Apply virtual patching, segment these systems, and build migration roadmaps. If it can't be updated, it must be isolated and monitored aggressively.
Smart Contracts, Dumb Mistakes
Web3 attacks have shifted from complex exploits to simple logic errors in smart contract code. Entire treasuries are drained due to overlooked conditionals or input validation bugs.
All smart contract deployments should go through external audits, fuzz testing, and time-locked rollouts. Open-source ≠ safe.
MFA Bypass via SIM Swaps Still Plagues Enterprises
Despite push for app-based MFA, many users still rely on SMS codes, which are vulnerable to SIM swapping. Attackers exploit telecom support reps to reroute numbers and intercept logins.
Mitigation starts with telecom PINs, mandatory app-based MFA for privileged accounts, and internal alerts on number change requests.

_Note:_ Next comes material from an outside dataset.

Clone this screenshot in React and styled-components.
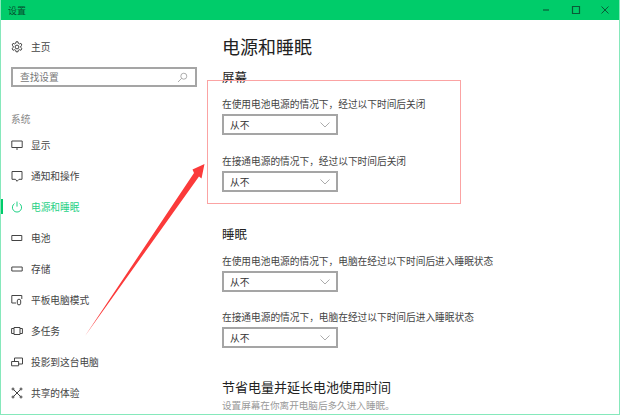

Physical Access Still Matters: Office Intrusions via “Badge Surfing”
Unauthorized tailgating and stolen access cards remain entry points for attackers—especially in hybrid work setups where traffic is inconsistent and trust is assumed.
Install anti-tailgating tech, enforce visible ID policies, and audit entry logs for anomalies, especially after hours.
AI Hallucinations in Security Reports Pose Legal Risk
Security teams using AI to generate summaries or reports are now facing false positives or missed context. Hallucinated vulnerabilities or misinterpreted logs can trigger audits or lawsuits.
Use AI for first drafts only. Always route security documentation through expert review before publishing or escalation.